To eliminate the problem of pessimism in multicore WCET analysis, researchers have proposed predictable multicore architectures [Paolieri et al. 2009 ] and predictable execution models by code transformations [Pellizzoni et al. 2011] . The work in Paolieri et al. [2009] proposes several microarchitectural modifications (e.g., shared cache partitioning among cores, TDMA round robin bus) so that the existing WCET analysis methodologies for single cores can be adopted for analyzing the hard real-time software running on such system. On the other hand, Pellizzoni et al. [2011] proposes compiler transformations to partition the original program into several time-predictable intervals. Each such interval is further partitioned into memory phase (where memory blocks are prefetched into cache) and execution phase (where the task does not suffer any last level cache miss and it does not generate any traffic to the shared bus). As a result, any other bus traffic scheduled during the execution phases of all other tasks does not suffer any additional delay due to the bus contention. We argue that the previously mentioned approaches are orthogonal to the idea of this article and our idea in this article can be used to pinpoint the sources of overestimation in multicore WCET analysis.

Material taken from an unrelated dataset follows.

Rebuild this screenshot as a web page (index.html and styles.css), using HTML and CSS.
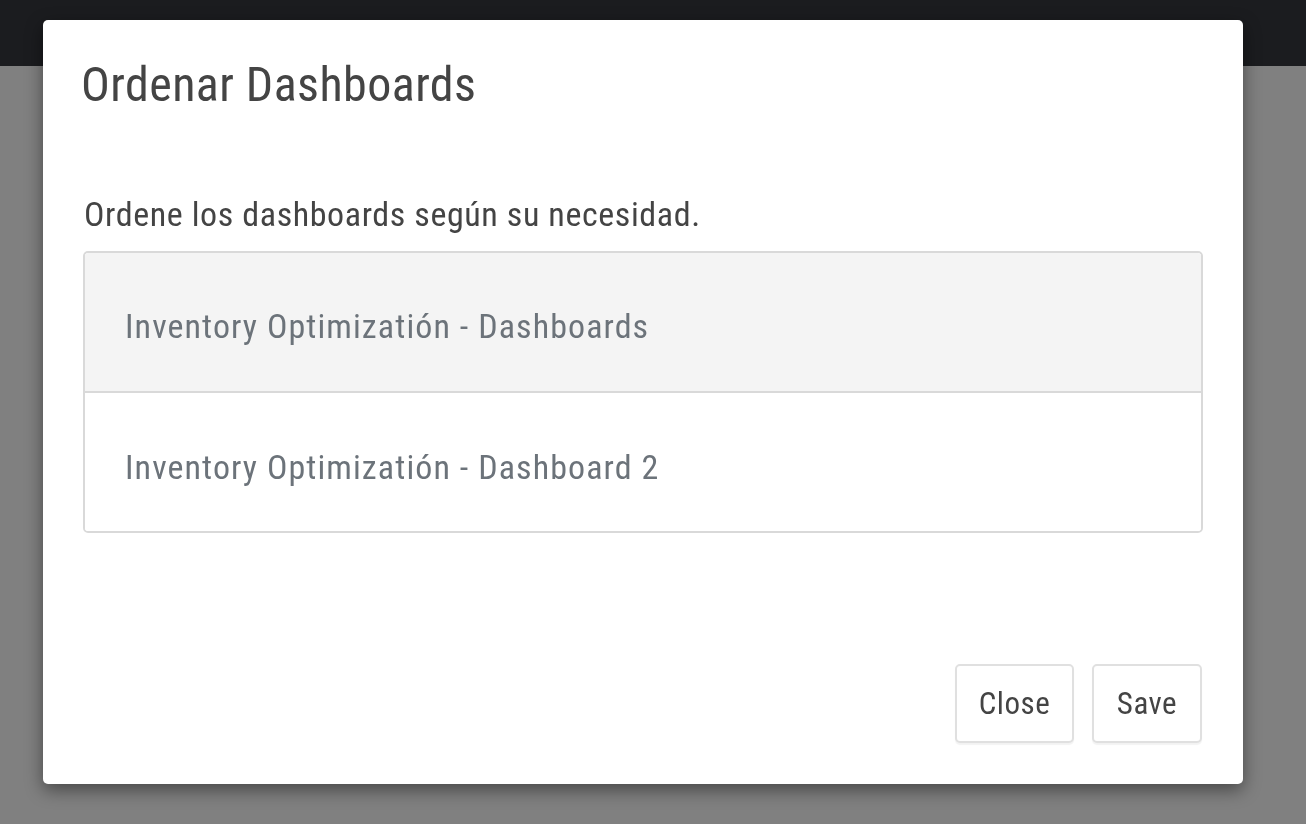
FILE: index.html
```html
<!DOCTYPE html>
<html lang="es">
<head>
<meta charset="utf-8">
<title>Ordenar Dashboards</title>
<link rel="stylesheet" href="styles.css">
</head>
<body>
<div class="page">
  <header class="navbar"></header>
  <main class="content"></main>
</div>
<div class="backdrop">
  <div class="modal" role="dialog">
    <div class="modal-header">
      <h2 class="modal-title">Ordenar Dashboards</h2>
    </div>
    <div class="modal-body">
      <p class="lead">Ordene los dashboards según su necesidad.</p>
      <ul class="list">
        <li class="list-item active">Inventory Optimizatión - Dashboards</li>
        <li class="list-item">Inventory Optimizatión - Dashboard 2</li>
      </ul>
    </div>
    <div class="modal-footer">
      <button class="btn btn-close">Close</button>
      <button class="btn btn-save">Save</button>
    </div>
  </div>
</div>
</body>
</html>
```
FILE: styles.css
```css
html, body {
  margin: 0;
  padding: 0;
  height: 100%;
}
body {
  font-family: "Roboto Condensed", Roboto, "Liberation Sans", sans-serif;
  background: #808080;
  overflow: hidden;
}
.page {
  display: flex;
  flex-direction: column;
  height: 824px;
}
.navbar {
  height: 66px;
  background: #1b1c1f;
  flex: none;
}
.content {
  flex: 1;
  background: #808080;
}
.backdrop {
  position: fixed;
  inset: 0;
}
.modal {
  position: absolute;
  left: 43px;
  top: 20px;
  width: 1200px;
  height: 764px;
  box-sizing: border-box;
  background: #fff;
  border-radius: 5px;
  box-shadow: 0 6px 18px rgba(0, 0, 0, 0.45);
  display: flex;
  flex-direction: column;
}
.modal-header {
  padding: 36px 41px 0 38px;
}
.modal-title {
  margin: 0;
  font-size: 48px;
  line-height: 1.2;
  font-weight: 400;
  color: #444;
  letter-spacing: 0.45px;
}
.modal-body {
  padding: 80px 40px 0 40px;
}
.lead {
  margin: 0 0 17px 1px;
  font-size: 34px;
  line-height: 1.2;
  color: #444;
  letter-spacing: 0.6px;
}
.list {
  list-style: none;
  margin: 0;
  padding: 0;
  border: 2px solid #d9d9d9;
  border-radius: 5px;
  overflow: hidden;
}
.list-item {
  height: 138px;
  box-sizing: border-box;
  display: flex;
  align-items: center;
  padding: 8px 38px 0 40px;
  font-size: 34px;
  color: #6c737a;
  letter-spacing: 1.08px;
  background: #fff;
}
.list-item + .list-item {
  height: 140px;
  border-top: 2px solid #d9d9d9;
  padding-top: 10px;
}
.list-item.active {
  background: #f4f4f4;
}
.modal-footer {
  margin-top: auto;
  padding: 0 41px 41px;
  display: flex;
  justify-content: flex-end;
  gap: 18px;
}
.btn {
  height: 79px;
  box-sizing: border-box;
  border: 2px solid #e0e0e0;
  border-radius: 5px;
  background: #fff;
  box-shadow: 0 2px 1px rgba(0, 0, 0, 0.05);
  font-family: inherit;
  font-size: 31px;
  color: #444;
  letter-spacing: 0.5px;
  padding: 0;
}
.btn-close { width: 119px; }
.btn-save { width: 110px; }
```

In summary, there has been little progress on multicore WCET analysis by modeling the different microarchitectural components (e.g., shared cache, shared bus) in isolation. Our work differs from all previous works by proposing a unified framework, which is able to analyze the most basic microarchitectural components and their interactions in a multicore processor.
BACKGROUND
In this section, we introduce the basic background behind our WCET analysis framework. Our WCET analysis framework for multicore is based on the pipeline modeling of Li et al. [2006] .
Pipeline Modeling through Execution Graphs.
The central idea of pipeline modeling revolves around the concept of the execution graph [Li et al. 2006] . The execution graph is constructed for each basic block in the program control flow graph (CFG). For each instruction in the basic block, the corresponding execution graph contains a node for each of the pipeline stages. We assume a five-stage pipeline-instruction fetch (IF), decode (ID), execution (EX), write back (WB), and commit (CM). Edges in the execution graph capture the dependencies among pipeline stages; either due to resource constraints (instruction fetch queue size, reorder buffer size, etc.) or due to data dependency (read after write hazard). The timing of each node in the execution graph is represented by an interval, which covers all possible latencies suffered by the corresponding pipeline stage. Figure 1 shows a snippet of assembly code and the corresponding execution graph. The example assumes a 2-way superscalar processor with 2-entry instruction fetch queue (IFQ) and 4-entry reorder buffer (ROB). Since the processor is a 2-way superscalar, instruction I3 cannot be fetched before the fetch of I1 finishes. This explains the edge between IF nodes of I1 and I3. On the other hand, since IFQ size is 2, IF stage of Fig. 1 . Execution graph for the example program in a 2-way superscalar processor with 2-entry instruction fetch queue and 4-entry reorder buffer. Solid edges show the dependency between pipeline stages, whereas the dotted edges show the contention relation.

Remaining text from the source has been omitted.